Ce plan d’action a été mise en acte dans tout le pays, et particulièrement à Sousse, Gafsa, Sidi Bouzid, Kasserine et Tunis.

Autonomie et convergence

« Fech Nestanew ? » est totalement indépendant des partis politiques, assurent ses militant-e-s.

Et cela même si, à côté de militant-e-s sans orientation politique, précise, la majorité sont (ou ont été) à l’UGET (Union générale des étudiant-e-s de Tunisie) à l’UDC (Union des diplômés chômeurs) et/ou au Front Populaire.

Si le collectif décide lui-même de ses initiatives propres, cela ne l’empêche nullement d’agir également en commun avec des organisations ayant des positions convergentes.

La répression a accéléré le calendrier de mobilisation

« Le gouvernement est revenu à ses vieux réflexes de traiter les manifestants de terroristes et de pilleurs », explique Henda Chennaoui. Plus de cinquante militant-e-s de « Fech Nestannew » avaient par exemple été arrêté-e-s dès la première semaine de janvier alors qu’ils/elles distribuaient des tracts appelant à manifester ou tagaient des murs.

Le premier communiqué de « Fech Nestanew » appelait à un rassemblement devant les sièges des différents gouvernorats du pays le 12 janvier. C’est la répression qui a poussé le collectif plus tôt dans la rue.

Le 7 janvier, s’est tenue une de ses premières manifestations sur le boulevard Bourguiba de Tunis. Elle avait pour mot d’ordre principal le refus de la hausse des prix, mais aussi la libération des militants arrêtés.

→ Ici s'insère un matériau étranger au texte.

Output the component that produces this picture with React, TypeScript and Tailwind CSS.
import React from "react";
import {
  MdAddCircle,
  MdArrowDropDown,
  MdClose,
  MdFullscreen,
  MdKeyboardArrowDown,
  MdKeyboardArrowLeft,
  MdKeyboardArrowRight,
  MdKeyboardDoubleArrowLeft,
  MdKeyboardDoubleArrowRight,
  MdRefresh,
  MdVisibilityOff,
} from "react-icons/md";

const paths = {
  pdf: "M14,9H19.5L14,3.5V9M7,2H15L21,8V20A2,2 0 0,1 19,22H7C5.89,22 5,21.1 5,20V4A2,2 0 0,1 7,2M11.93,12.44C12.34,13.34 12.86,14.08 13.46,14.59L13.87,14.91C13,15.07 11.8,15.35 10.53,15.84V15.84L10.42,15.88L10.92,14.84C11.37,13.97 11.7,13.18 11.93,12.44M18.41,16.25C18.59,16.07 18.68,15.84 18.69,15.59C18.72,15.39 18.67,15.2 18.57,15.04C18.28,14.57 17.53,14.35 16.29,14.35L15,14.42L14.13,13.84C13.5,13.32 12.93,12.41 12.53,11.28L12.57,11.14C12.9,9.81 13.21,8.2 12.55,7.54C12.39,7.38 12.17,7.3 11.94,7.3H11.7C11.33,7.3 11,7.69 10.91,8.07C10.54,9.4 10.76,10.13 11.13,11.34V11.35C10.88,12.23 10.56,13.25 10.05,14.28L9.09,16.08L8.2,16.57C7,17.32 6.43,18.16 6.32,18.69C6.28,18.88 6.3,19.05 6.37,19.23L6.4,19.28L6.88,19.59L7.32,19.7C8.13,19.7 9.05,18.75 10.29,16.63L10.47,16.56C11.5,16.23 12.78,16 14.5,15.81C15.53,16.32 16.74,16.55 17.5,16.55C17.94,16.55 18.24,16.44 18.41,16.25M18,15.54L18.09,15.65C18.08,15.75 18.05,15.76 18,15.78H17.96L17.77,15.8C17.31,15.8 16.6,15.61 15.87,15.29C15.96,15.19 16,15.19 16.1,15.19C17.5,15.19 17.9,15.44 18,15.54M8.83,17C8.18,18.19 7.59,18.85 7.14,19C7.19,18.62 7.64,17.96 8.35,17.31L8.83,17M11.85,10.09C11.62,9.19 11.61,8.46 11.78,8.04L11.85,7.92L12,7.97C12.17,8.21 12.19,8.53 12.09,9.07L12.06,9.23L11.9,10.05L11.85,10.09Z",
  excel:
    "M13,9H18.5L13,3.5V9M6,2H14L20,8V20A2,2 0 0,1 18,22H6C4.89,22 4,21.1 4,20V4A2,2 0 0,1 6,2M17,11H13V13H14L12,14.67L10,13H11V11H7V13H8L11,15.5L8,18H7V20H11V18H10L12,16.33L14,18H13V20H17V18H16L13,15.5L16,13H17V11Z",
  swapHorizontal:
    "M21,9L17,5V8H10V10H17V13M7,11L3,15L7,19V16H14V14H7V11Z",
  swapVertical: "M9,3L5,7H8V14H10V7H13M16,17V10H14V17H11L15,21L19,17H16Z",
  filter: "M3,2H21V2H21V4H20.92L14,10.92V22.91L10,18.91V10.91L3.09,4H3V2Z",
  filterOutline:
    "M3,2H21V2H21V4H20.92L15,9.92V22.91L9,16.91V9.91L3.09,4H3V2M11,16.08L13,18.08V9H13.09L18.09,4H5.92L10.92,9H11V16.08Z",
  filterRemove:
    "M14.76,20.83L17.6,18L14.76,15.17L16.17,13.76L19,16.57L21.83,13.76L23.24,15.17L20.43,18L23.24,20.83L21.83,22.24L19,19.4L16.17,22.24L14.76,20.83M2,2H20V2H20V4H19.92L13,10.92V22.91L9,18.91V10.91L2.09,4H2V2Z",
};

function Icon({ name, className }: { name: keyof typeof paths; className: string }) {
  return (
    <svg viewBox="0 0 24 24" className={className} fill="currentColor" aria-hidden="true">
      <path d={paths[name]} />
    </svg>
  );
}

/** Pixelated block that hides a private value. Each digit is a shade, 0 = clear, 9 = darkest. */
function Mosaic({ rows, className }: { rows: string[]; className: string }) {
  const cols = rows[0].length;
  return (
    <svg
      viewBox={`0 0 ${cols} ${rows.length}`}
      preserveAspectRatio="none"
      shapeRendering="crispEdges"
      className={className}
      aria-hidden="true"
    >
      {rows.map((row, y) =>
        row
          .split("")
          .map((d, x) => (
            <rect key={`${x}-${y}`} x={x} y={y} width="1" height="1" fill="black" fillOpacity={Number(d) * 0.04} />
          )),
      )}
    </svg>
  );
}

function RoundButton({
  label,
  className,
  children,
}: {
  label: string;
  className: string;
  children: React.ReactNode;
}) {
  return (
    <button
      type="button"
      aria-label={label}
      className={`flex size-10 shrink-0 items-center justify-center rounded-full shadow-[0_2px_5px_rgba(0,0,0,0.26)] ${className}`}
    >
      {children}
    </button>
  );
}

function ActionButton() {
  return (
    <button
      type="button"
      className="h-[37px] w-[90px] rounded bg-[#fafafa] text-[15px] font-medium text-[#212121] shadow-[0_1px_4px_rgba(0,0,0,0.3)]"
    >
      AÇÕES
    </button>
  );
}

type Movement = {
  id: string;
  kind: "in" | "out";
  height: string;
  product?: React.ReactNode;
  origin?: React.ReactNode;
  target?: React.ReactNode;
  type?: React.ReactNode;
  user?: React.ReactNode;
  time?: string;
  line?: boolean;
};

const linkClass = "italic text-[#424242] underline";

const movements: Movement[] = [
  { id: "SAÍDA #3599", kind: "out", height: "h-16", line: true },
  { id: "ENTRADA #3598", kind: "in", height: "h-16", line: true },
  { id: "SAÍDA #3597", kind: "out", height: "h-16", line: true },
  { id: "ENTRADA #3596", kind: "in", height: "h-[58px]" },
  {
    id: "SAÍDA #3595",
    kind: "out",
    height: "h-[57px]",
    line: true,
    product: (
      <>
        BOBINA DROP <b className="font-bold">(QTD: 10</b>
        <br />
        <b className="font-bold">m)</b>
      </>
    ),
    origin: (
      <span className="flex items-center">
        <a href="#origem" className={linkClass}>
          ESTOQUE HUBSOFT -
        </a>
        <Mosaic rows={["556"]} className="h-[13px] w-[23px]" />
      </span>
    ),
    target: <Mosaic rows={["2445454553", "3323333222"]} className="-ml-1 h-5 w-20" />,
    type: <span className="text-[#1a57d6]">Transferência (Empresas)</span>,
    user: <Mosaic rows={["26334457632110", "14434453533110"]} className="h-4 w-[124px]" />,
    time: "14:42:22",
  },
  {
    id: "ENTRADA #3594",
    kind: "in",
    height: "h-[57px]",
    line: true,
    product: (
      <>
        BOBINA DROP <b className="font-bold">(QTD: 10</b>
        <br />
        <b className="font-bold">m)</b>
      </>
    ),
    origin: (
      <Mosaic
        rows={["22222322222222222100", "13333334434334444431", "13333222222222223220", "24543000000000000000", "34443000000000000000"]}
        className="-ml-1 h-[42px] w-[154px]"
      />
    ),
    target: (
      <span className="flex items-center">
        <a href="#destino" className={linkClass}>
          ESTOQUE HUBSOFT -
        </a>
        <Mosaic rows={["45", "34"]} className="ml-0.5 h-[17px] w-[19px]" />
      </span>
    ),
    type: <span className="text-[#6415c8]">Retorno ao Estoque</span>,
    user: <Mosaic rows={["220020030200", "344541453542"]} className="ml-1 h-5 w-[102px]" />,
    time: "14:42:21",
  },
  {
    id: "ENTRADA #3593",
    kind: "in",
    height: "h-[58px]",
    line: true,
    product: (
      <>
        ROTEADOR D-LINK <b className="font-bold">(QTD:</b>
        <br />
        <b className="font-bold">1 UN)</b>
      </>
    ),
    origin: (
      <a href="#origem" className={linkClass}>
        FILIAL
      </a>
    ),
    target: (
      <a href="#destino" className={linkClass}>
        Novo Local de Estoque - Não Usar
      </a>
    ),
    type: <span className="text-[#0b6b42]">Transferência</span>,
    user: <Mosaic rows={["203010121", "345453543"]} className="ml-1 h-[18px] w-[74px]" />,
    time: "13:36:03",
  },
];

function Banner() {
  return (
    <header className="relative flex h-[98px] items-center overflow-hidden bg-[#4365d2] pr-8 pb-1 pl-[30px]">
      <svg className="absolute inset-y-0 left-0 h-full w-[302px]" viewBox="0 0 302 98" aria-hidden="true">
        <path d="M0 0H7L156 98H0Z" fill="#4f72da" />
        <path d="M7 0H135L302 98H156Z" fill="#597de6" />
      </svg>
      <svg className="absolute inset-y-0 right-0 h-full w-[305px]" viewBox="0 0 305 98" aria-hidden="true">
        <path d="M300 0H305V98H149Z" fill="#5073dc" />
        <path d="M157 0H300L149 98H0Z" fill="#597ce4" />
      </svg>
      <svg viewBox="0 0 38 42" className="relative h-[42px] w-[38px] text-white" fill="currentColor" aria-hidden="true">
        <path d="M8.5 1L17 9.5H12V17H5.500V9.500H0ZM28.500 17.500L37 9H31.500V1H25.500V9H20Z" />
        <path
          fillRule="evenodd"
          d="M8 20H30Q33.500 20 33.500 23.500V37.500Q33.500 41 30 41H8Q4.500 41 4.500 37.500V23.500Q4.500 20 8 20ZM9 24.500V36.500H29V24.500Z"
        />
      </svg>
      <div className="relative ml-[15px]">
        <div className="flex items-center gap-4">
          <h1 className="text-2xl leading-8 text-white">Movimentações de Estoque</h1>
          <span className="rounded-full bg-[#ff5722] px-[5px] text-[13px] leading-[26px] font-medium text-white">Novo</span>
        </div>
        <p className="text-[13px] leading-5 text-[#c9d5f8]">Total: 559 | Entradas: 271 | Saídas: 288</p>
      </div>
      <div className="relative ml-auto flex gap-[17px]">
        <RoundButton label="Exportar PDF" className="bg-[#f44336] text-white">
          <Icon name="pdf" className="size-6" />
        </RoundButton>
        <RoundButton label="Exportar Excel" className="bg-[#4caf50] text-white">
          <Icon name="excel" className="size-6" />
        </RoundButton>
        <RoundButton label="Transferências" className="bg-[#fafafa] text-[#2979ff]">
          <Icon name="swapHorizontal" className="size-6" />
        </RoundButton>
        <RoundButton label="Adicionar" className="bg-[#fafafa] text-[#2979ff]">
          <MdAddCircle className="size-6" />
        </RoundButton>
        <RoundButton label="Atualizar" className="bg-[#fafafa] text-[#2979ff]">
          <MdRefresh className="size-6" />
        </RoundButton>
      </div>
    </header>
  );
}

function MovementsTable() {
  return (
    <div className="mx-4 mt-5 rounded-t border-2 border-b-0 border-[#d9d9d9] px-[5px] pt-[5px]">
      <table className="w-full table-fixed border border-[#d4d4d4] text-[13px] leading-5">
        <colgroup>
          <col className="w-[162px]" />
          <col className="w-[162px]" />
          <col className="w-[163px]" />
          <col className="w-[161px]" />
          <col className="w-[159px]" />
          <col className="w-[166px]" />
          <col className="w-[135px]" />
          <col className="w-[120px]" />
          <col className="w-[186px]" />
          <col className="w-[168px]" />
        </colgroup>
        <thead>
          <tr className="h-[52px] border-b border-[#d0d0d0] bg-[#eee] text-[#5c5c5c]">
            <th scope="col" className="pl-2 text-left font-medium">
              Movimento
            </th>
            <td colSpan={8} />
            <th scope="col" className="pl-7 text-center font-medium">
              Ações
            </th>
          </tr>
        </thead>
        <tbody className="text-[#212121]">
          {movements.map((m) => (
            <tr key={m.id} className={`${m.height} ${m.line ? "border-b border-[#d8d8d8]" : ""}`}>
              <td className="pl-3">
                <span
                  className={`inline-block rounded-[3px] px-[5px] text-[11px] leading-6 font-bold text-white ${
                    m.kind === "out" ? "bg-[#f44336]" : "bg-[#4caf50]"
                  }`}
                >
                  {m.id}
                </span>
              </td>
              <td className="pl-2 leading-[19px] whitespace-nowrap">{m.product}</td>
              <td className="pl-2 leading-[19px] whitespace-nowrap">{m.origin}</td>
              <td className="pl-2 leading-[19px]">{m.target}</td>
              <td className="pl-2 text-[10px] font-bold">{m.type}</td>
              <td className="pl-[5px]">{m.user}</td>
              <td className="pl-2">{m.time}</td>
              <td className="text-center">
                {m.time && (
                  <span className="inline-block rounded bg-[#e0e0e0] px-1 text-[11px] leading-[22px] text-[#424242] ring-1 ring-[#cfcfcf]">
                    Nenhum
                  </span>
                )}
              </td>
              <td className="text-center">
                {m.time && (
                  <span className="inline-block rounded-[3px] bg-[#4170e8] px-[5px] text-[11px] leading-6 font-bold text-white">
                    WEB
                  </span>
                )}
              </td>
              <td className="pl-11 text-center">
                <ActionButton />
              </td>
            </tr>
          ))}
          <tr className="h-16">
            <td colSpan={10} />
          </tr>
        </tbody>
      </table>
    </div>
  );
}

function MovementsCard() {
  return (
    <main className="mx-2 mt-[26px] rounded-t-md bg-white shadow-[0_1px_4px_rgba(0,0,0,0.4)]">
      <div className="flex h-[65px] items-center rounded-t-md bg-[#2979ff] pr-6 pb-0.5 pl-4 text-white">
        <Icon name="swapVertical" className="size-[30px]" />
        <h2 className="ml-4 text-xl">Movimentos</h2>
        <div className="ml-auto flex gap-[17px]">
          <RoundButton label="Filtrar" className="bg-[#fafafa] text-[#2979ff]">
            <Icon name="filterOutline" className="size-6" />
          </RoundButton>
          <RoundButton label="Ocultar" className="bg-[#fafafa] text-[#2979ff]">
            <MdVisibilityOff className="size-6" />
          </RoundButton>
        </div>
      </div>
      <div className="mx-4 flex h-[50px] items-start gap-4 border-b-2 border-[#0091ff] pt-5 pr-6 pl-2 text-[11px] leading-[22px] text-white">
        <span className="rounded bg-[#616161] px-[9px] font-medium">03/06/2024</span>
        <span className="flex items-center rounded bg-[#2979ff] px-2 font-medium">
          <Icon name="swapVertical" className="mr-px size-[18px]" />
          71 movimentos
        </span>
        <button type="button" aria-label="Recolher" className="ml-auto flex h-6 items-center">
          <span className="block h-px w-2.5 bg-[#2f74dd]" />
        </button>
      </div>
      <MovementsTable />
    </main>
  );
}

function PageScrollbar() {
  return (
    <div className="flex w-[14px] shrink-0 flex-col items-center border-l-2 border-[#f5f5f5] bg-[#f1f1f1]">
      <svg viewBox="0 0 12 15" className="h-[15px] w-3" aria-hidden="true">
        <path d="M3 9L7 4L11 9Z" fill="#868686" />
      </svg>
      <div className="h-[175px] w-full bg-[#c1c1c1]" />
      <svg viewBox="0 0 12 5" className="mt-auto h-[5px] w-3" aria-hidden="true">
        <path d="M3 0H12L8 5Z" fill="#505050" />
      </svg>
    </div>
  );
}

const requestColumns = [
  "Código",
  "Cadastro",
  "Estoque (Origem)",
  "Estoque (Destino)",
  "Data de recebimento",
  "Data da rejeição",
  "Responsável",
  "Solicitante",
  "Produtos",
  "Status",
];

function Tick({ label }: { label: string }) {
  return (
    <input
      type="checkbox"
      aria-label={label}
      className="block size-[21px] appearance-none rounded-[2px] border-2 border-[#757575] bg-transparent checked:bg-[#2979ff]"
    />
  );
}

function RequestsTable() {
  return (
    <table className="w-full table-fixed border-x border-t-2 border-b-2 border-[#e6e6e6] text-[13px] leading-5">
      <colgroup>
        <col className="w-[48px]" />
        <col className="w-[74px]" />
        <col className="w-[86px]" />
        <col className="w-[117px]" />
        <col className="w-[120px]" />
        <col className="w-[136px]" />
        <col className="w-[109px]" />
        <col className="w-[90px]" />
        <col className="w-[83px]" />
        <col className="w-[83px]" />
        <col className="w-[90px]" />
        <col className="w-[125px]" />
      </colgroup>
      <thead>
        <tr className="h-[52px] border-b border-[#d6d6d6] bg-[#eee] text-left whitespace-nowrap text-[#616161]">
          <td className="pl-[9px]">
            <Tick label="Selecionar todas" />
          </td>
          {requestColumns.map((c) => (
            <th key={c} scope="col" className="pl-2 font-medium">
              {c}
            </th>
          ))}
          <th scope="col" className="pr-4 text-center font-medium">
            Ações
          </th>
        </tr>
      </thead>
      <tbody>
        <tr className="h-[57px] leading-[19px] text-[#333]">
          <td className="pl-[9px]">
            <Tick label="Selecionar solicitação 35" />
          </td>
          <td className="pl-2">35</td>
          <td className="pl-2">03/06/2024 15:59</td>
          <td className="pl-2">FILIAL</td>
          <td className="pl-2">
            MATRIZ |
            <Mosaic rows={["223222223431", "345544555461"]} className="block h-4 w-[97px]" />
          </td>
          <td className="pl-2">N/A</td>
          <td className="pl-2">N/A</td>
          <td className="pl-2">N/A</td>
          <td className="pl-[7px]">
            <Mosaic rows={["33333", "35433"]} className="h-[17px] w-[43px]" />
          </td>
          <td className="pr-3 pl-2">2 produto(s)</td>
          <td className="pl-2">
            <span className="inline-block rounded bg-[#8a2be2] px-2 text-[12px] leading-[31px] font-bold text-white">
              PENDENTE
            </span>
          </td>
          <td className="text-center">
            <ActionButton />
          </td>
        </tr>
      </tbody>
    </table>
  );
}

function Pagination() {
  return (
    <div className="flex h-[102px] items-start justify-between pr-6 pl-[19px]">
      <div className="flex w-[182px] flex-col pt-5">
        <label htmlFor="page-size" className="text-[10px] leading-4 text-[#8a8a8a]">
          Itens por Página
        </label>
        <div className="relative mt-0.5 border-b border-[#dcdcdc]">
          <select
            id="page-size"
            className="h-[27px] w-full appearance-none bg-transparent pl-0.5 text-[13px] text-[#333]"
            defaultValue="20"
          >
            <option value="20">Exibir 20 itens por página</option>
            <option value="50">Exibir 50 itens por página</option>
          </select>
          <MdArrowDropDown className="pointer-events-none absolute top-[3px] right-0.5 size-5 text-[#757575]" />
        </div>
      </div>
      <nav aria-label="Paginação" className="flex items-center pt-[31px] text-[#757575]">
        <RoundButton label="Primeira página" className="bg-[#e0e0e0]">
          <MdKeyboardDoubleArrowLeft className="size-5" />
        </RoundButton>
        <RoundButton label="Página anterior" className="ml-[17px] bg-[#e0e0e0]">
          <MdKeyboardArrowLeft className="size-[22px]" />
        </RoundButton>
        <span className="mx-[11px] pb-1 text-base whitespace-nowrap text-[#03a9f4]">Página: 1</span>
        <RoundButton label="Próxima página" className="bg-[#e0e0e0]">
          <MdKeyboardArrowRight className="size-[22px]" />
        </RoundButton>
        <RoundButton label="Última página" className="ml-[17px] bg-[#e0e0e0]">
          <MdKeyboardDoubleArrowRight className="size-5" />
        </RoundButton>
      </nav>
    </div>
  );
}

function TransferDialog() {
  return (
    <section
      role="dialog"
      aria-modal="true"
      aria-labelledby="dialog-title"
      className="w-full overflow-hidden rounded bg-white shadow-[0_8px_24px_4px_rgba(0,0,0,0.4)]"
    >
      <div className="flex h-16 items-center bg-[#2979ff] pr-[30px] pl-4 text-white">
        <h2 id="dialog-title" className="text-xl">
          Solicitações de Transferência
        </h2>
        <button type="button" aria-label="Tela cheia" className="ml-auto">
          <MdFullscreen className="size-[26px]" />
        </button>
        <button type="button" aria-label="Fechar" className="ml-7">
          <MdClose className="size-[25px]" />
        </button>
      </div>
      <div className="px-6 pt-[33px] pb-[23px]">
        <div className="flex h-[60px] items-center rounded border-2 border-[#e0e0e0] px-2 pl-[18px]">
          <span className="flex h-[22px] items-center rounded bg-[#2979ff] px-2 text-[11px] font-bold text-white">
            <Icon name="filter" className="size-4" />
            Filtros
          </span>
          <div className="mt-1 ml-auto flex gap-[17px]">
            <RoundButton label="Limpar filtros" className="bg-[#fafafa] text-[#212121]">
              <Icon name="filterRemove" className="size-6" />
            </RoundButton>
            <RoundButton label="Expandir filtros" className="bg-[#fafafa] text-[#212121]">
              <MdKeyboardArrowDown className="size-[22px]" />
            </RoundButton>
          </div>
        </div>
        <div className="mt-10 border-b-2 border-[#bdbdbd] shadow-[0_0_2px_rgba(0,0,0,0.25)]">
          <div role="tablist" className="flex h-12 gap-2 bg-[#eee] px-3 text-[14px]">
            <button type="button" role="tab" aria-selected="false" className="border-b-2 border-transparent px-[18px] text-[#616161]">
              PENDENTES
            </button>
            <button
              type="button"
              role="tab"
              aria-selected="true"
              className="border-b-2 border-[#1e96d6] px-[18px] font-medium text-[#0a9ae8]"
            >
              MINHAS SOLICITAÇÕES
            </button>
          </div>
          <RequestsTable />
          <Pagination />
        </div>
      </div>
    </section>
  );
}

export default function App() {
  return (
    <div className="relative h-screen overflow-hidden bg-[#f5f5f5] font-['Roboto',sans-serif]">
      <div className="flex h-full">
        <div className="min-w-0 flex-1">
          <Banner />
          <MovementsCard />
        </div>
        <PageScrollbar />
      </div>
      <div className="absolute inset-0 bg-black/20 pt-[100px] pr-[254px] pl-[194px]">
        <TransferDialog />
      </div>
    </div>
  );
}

Le 9 janvier, suite à la mort d’un manifestant la veille dans la grande banlieue de Tunis, un nouveau rassemblement de manifestation a eu lieu à Tunis. Pendant celle-ci, les membres du collectif Fech Nestanew ont annoncé la tenue d’une manifestation nationale le samedi 13 janvier.

LEROUGE Dominique

Slogans

« Le peuple veut l’abrogation de la Loi de finances »,

« La pauvreté et la faim ont augmenté, oh citoyen opprimé ! »,

« Citoyen, travaille et persévère, et donne ton salaire à Chahed ».

"Ni peur, ni crainte, le pouvoir appartient à la rue »

Le tout se terminant par la reprise du slogan de 2011, « le peuple veut la chute du régime ».